Cem-i zıddeyn muhaldir. Yani iki
zıt şey bir arada bulunmaz. Bir şeyde iki sevgi aynı anda bulunmaz. Bir kalpte
hem dünya sevgisi, hem de ahiret sevgisi bir arada bulunmaz.
Allahü Teâlâ’nın veli kulları,
âlimler, evliya zatlar görülünce Allahü Teâlâ hatırlanır. Genel bir kaide
vardır; kim neye en çok düşkünse, o kişi görülünce düşkün olduğu şey
hatırlanır. Dolayısıyla, evliya kullar görülünce de Allahü Teâlâ hatırlanır.
Birisi bize Allah için ihlâsla
bir şey sorarsa, eğer biz de Allah için ihlâsla cevap verirsek, verdiğimiz
cevap yanlış olsa bile, bu samimiyetten dolayı Allahü Teâlâ bu neticeyi, bu
yanlışı doğrultur. Onun için, bize birisi bir şey sorarsa, zerre kadar kendi
menfaatimizi düşünmeden konuşmalı, yani kendi adımıza değil, onun adına, onun
menfaatine konuşmalı.
Dinimize bir zararı olmayan bir
şeye müdahale etmemeli, sabretmeli. Dinimize bir zararı olmadığı müddetçe,
kimseye söz söylememeli. Dinimize zararı yoksa nefsimize zararı var demektir.
Nefs ise, kâfir olarak yaratılmıştır.
Bir araya gelince mutlaka,
birkaç kelime de olsa dinden, imandan bahsetmeli; çünkü bir hadis-i şerifte
buyuruluyor ki:
(Allah’ı anmadan, Peygambere salavat
getirmeden toplanıp dağılmak, leşin başından dağılmak gibidir.)

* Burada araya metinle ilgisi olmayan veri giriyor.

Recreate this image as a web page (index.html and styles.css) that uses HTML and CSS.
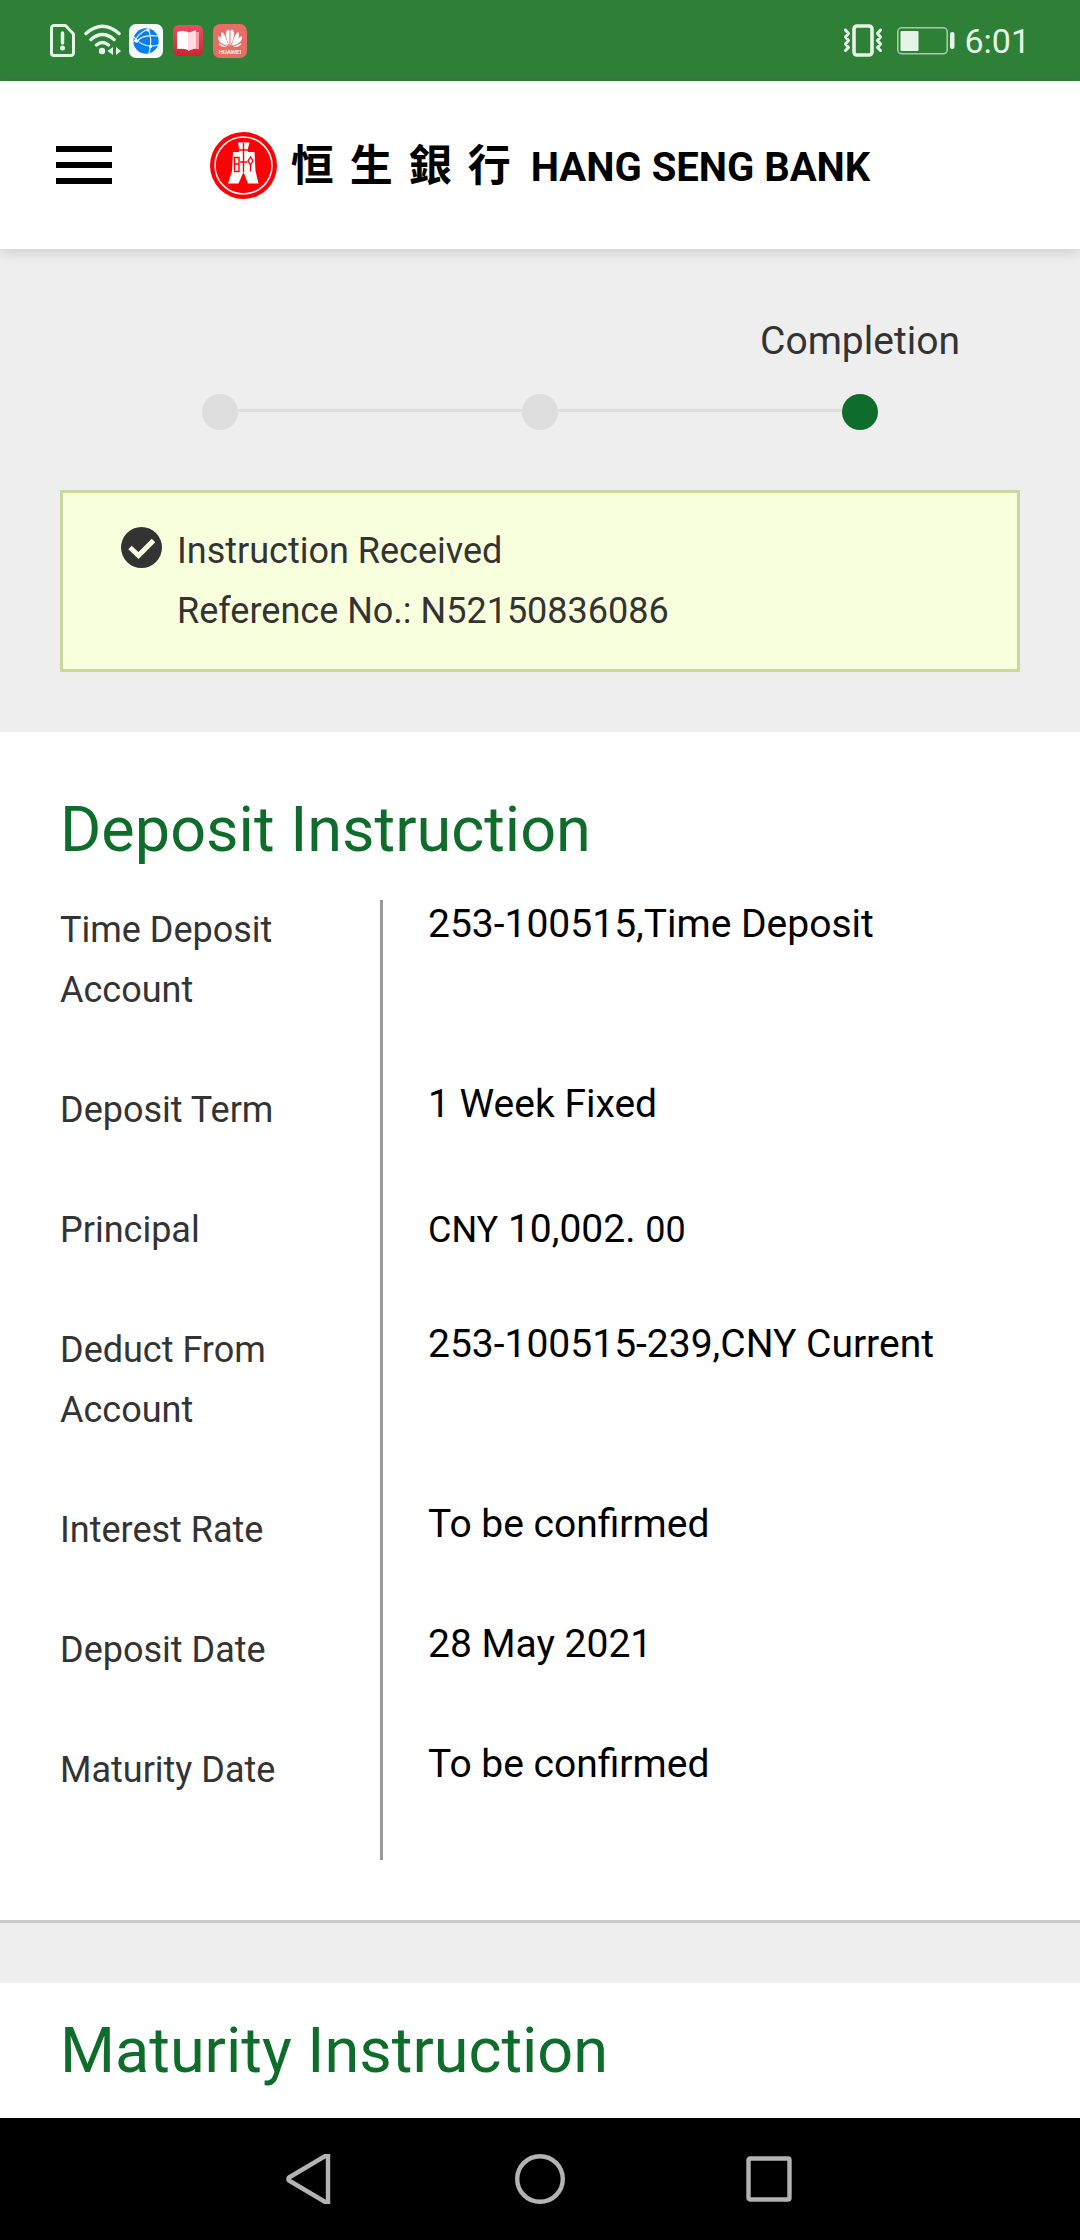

Besmeleyle yenen lokmalar vücuda
şifadır, besmelesiz yenen lokmalar ise vücutta hastalık yapar. Lokmaları,
besmele söyleyerek yiyen kimsenin vücuduna, şeytan giremez. Besmelesiz yenen
lokmalarla beraber, şeytan da vücuda girer. Büyük zatlar her lokmada besmele
çekerlerdi.
İki tane şeytan yola çıkmışlar.
Bir beldeye gelmişler. Biri diğerine demiş ki:
— Sen şu eve, ben bu eve! Bir ay
sonra burada görüşelim.
— Tamam.
Bir ay sonra bunlar buluşmuşlar.
Bir tanesi çok zayıflamış, ip gibi olmuş, diğeri ise aşırı şişmanlamış. O
şişman olan demiş ki:
— Bu ne hâl?
— Mahvoldum ben.
— Ne var, ne oldu?
— Yahu, ne yeseler Besmele
çekiyorlar, bir şey koysalar, Bismillah, Bismillah, Bismillah. Biz bir yere
giremedik, bir şey yapamadık. Ölüyorum açlıktan. Peki ya sen?
— Ben şimdiye kadar bir sefer bile Besmele dediklerini duymadım.